As for you, always be sober-minded, endure suffering, do the work of an evangelist, fulfill your ministry.
Second Timothy 4:5
Serious doesn't have to mean dull, boring, bland. But here's the problem with saying that: I have to say it because our culture has been so casualised! That is, when you undertaking serious activities it maybe dull, boring or bland. Police doing night after night of surveillance is 99% dull, boring, bland - but it has meant that many heinous acts of criminal violence have been averted and countless numbers of people's lives have been spared. It is a statement of our youthified and casualised society that betrays our at times rampant immaturity that wants everything to be fun, exciting, and edgy. Fun has its place for those who take life seriously but it is not given the status of an idol to be conferred with before a course of action is taken. This must sound like Martian to those who find life itself so boring that they have to jump off a cliff with either a rubber rope attached to their ankles or a suit of wings zipped over their bodies in the pursuit of finding even greater fun and exciting thrills to fuel their need to be distracted from the serious matters of life. It takes a serious person to commit to one other person for the rest of their lives with a public vow to remain committed "for better or for worse, in sickness and in health, for richer or for poorer, till we are parted by death". It takes a serious person to accept that sexual fidelity to that person they have committed their heart and soul to also includes their body and that such an act of intimacy is required to maintain sacred union, express the highest act of physical surrender to another person, and to produce the fruit of that union and love by conceiving new life together. Marriage is serious.

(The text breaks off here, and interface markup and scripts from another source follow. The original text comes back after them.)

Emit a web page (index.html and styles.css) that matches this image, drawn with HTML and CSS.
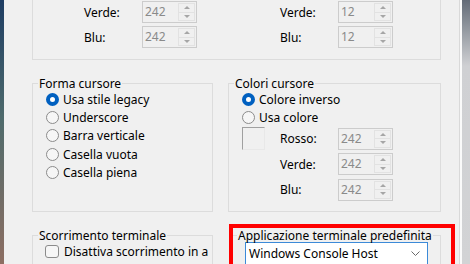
FILE: index.html
```html
<!DOCTYPE html>
<html lang="it">
<head>
  <meta charset="UTF-8" />
  <meta name="viewport" content="width=device-width, initial-scale=1" />
  <title>Proprietà - Terminale</title>
  <link rel="stylesheet" href="styles.css">
</head>
<body>
  <div class="screen">
    <div class="desk-left"></div>

    <div class="dialog">
      <!-- gruppo colori terminale, la parte alta è fuori dallo schermo -->
      <div class="group-cut">
        <div class="color-cols">
          <div class="spin-col">
            <div class="spin-row">
              <span class="spin-label">Verde:</span>
              <div class="spin"><span class="spin-val">242</span><span class="spin-btns"><span class="spin-btn"><i class="up"></i></span><span class="spin-btn"><i class="down"></i></span></span></div>
            </div>
            <div class="spin-row">
              <span class="spin-label">Blu:</span>
              <div class="spin"><span class="spin-val">242</span><span class="spin-btns"><span class="spin-btn"><i class="up"></i></span><span class="spin-btn"><i class="down"></i></span></span></div>
            </div>
          </div>
          <div class="spin-col">
            <div class="spin-row">
              <span class="spin-label">Verde:</span>
              <div class="spin"><span class="spin-val">12</span><span class="spin-btns"><span class="spin-btn"><i class="up"></i></span><span class="spin-btn"><i class="down"></i></span></span></div>
            </div>
            <div class="spin-row">
              <span class="spin-label">Blu:</span>
              <div class="spin"><span class="spin-val">12</span><span class="spin-btns"><span class="spin-btn"><i class="up"></i></span><span class="spin-btn"><i class="down"></i></span></span></div>
            </div>
          </div>
        </div>
      </div>

      <div class="pair">
        <fieldset class="group">
          <legend>Forma cursore</legend>
          <div class="group-body options">
            <label class="option"><span class="radio on"></span>Usa stile legacy</label>
            <label class="option"><span class="radio"></span>Underscore</label>
            <label class="option"><span class="radio"></span>Barra verticale</label>
            <label class="option"><span class="radio"></span>Casella vuota</label>
            <label class="option"><span class="radio"></span>Casella piena</label>
          </div>
        </fieldset>

        <fieldset class="group">
          <legend>Colori cursore</legend>
          <div class="group-body">
            <div class="options">
              <label class="option"><span class="radio on"></span>Colore inverso</label>
              <label class="option"><span class="radio"></span>Usa colore</label>
            </div>
            <div class="cursor-color">
              <div class="swatch"></div>
              <div class="spin-col spin-col-loose">
                <div class="spin-row">
                  <span class="spin-label">Rosso:</span>
                  <div class="spin"><span class="spin-val">242</span><span class="spin-btns"><span class="spin-btn"><i class="up"></i></span><span class="spin-btn"><i class="down"></i></span></span></div>
                </div>
                <div class="spin-row">
                  <span class="spin-label">Verde:</span>
                  <div class="spin"><span class="spin-val">242</span><span class="spin-btns"><span class="spin-btn"><i class="up"></i></span><span class="spin-btn"><i class="down"></i></span></span></div>
                </div>
                <div class="spin-row">
                  <span class="spin-label">Blu:</span>
                  <div class="spin"><span class="spin-val">242</span><span class="spin-btns"><span class="spin-btn"><i class="up"></i></span><span class="spin-btn"><i class="down"></i></span></span></div>
                </div>
              </div>
            </div>
          </div>
        </fieldset>
      </div>

      <div class="pair pair-bottom">
        <fieldset class="group">
          <legend>Scorrimento terminale</legend>
          <div class="group-body">
            <label class="option option-check"><span class="check"></span>Disattiva scorrimento in a</label>
          </div>
        </fieldset>

        <div class="highlight-wrap">
          <fieldset class="group group-app">
            <legend>Applicazione terminale predefinita</legend>
            <div class="group-body">
              <div class="select">
                <span>Windows Console Host</span>
                <svg width="9" height="6" viewBox="0 0 9 6"><polyline points="0.5,0.5 4.5,4.5 8.5,0.5" fill="none" stroke="#6a6a6a" stroke-width="1"/></svg>
              </div>
            </div>
          </fieldset>
          <div class="highlight"></div>
        </div>
      </div>
    </div>

    <div class="frame-right"></div>
    <div class="desk-right"></div>
  </div>
</body>
</html>
```

FILE: styles.css
```css
body {
  margin: 0;
  font-family: "Noto Sans", "Segoe UI", sans-serif;
  font-size: 12px;
  color: #000;
  background: #f0f0f0;
}
.screen {
  display: flex;
  height: 264px;
  overflow: hidden;
}
.desk-left {
  width: 4px;
  background: linear-gradient(#1e3d63, #4f6b6c 45%, #8d6e62);
}
.dialog {
  flex: 1;
  background: #f0f0f0;
  padding-left: 28px;
  border-right: 1px solid #d9d9d9;
}
.frame-right {
  width: 2px;
  background: #fafafa;
}
.desk-right {
  width: 8px;
  background: linear-gradient(#646c78, #8e949c 10%, #cfd0d3 25%, #d2d3d5);
}

/* gruppi */
.group-cut {
  width: 409px;
  box-sizing: border-box;
  border: 1px solid #dcdcdc;
  border-top: none;
  padding: 1px 0 11px 51px;
}
.group {
  margin: 0;
  padding: 0 0 10px 0;
  border: 1px solid #dcdcdc;
  min-width: 0;
}
.group legend {
  margin-left: 5px;
  padding: 0 1px;
  line-height: 15px;
  white-space: nowrap;
}
.group-body {
  padding-left: 13px;
}
.pair {
  display: grid;
  grid-template-columns: 181px 213px;
  column-gap: 15px;
  margin-top: 16px;
}
.pair-bottom {
  margin-top: 16px;
}

/* spin */
.color-cols {
  display: flex;
  gap: 83px;
}
.spin-col {
  display: flex;
  flex-direction: column;
  gap: 3px;
  width: 113px;
}
.spin-col-loose {
  gap: 3.5px;
}
.spin-row {
  display: flex;
  align-items: center;
  height: 22px;
}
.spin-label {
  width: 58px;
}
.spin {
  display: flex;
  width: 55px;
  height: 22px;
  box-sizing: border-box;
  border: 1px solid #cccccc;
  background: #f0f0f0;
}
.spin-val {
  flex: 1;
  padding-left: 2px;
  line-height: 20px;
  color: #8a8a8a;
}
.spin-btns {
  width: 15px;
  display: flex;
  flex-direction: column;
  margin: 1px 1px 1px 0;
  border: 1px solid #e2e2e2;
}
.spin-btn {
  flex: 1;
  display: flex;
  align-items: center;
  justify-content: center;
}
.spin-btn + .spin-btn {
  border-top: 1px solid #e2e2e2;
}
.spin-btn i {
  width: 0;
  height: 0;
  border-left: 3px solid transparent;
  border-right: 3px solid transparent;
}
.spin-btn .up {
  border-bottom: 3px solid #a6a6a6;
}
.spin-btn .down {
  border-top: 3px solid #a6a6a6;
}

/* opzioni */
.options {
  margin-top: -1px;
}
.option {
  display: flex;
  align-items: center;
  gap: 4px;
  height: 18.3px;
}
.radio {
  width: 13px;
  height: 13px;
  box-sizing: border-box;
  border-radius: 50%;
  border: 1px solid #8b8b8b;
  background: #f6f6f6;
}
.radio.on {
  border: 4px solid #0060c0;
  background: #fff;
}
.option-check {
  margin-left: -1px;
  gap: 5px;
  height: 18px;
}
.check {
  width: 14px;
  height: 13px;
  box-sizing: border-box;
  border: 1px solid #8b8b8b;
  border-radius: 3px;
  background: #f6f6f6;
}

.cursor-color {
  display: flex;
  gap: 15px;
  margin-top: 1px;
}
.swatch {
  width: 23px;
  height: 23px;
  margin-top: -1px;
  box-sizing: border-box;
  border: 1px solid #e8e8e8;
  border-top-color: #a0a0a0;
  border-left-color: #a0a0a0;
  background: #f0f0f0;
}

/* applicazione predefinita */
.highlight-wrap {
  position: relative;
}
.group-app {
  margin-left: 2px;
  height: 60px;
}
.group-app legend {
  margin-left: 6px;
}
.group-app .group-body {
  padding-left: 14px;
}
.select {
  display: flex;
  align-items: center;
  justify-content: space-between;
  width: 183px;
  height: 24px;
  margin-top: -1px;
  box-sizing: border-box;
  border: 1px solid #3c8ad8;
  background: #fff;
  padding: 0 7px 0 3px;
  font-size: 12px;
}
.highlight {
  position: absolute;
  top: -4px;
  left: 1px;
  right: -14px;
  bottom: -40px;
  border: 4px solid #ff0000;
}
```
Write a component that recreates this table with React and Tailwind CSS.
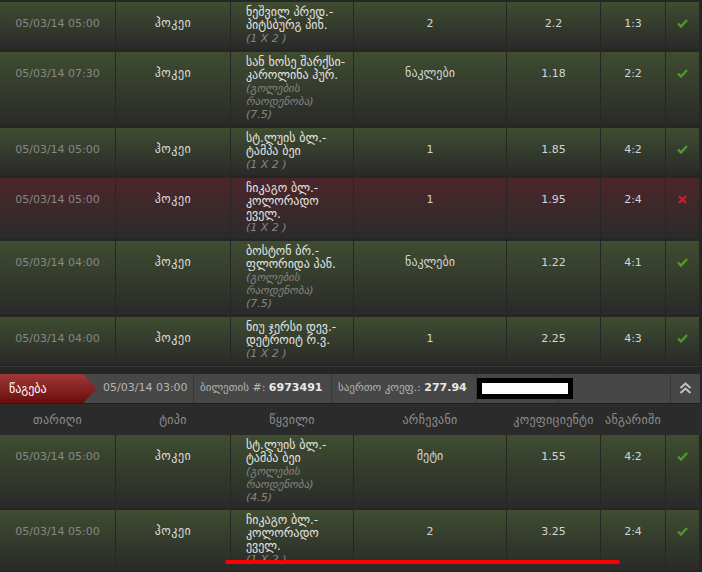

But there are preconditions: A leader must be well-thought-of, committed to his wife, cool and collected, accessible, and hospitable. He must know what he's talking about
First Timothy 3:2 THE MESSAGE
To be casual when seriousness is called for is to be flippant. To be flippant with your spiritual health is to risk peril - but not just for yourself but those vulnerable ones looking on.
¶ "Whoever causes one of these little ones who believe in me to sin, it would be better for him if a great millstone were hung around his neck and he were thrown into the sea."
Mark 9:42
Too many times as a pastor I have seen a parent not take their spiritual responsibilities seriously enough. When this happens there is an almost predictable peril that creeps in. Such other lesser, but none the less still, serious matters are also treated flippantly. They begin to neglect their spouse and thereby cease taking their marriage vows seriously enough. They begin to neglect coming to the house of God together as a family seriously enough (note Hebrews 10:25) and instead thereby teach their children that God isn't really that important and His Word shouldn't be taken so seriously (Deut. 6:7; 11:19). They begin to compromise in ways that causes them to turn to self-made idols for comfort and to calm their nerves and thereby negate their witness to their neighbours and broadcast to the world that everything they had previously told them about God being their Saviour and Lord was just a joke (2Cor. 3:2; 2Tim. 4:2).
Be sober-minded; be watchful. Your adversary the devil prowls around like a roaring lion, seeking someone to devour.
First Peter 5:8
It's impossible not to be deeply moved at the moment by the plight of our brothers and sisters suffering serious attacks from ISIL ("IS", "ISIS"). It's bewildering to hear many of our political leaders displaying their ignorance about the religious fervour of those perpetrating these acts of evil as if their murderous rampage against Christians had nothing to do with their religion. But when I consider the extreme seriousness of these matters, I am disturbed to the core of my soul at the lack of required seriousness for those who claim that their lives have been bought by our Lord Christ Jesus. I'm disturbed that our Western Christianity is so comfortable, so easy, so casual, so compromised, that God in His mercy might choose a serious solution as we nearly saw in Sydney this week! As a student of Church History, I know the predictable pattern of God's response to a Church gone casual. And I for one take that history seriously!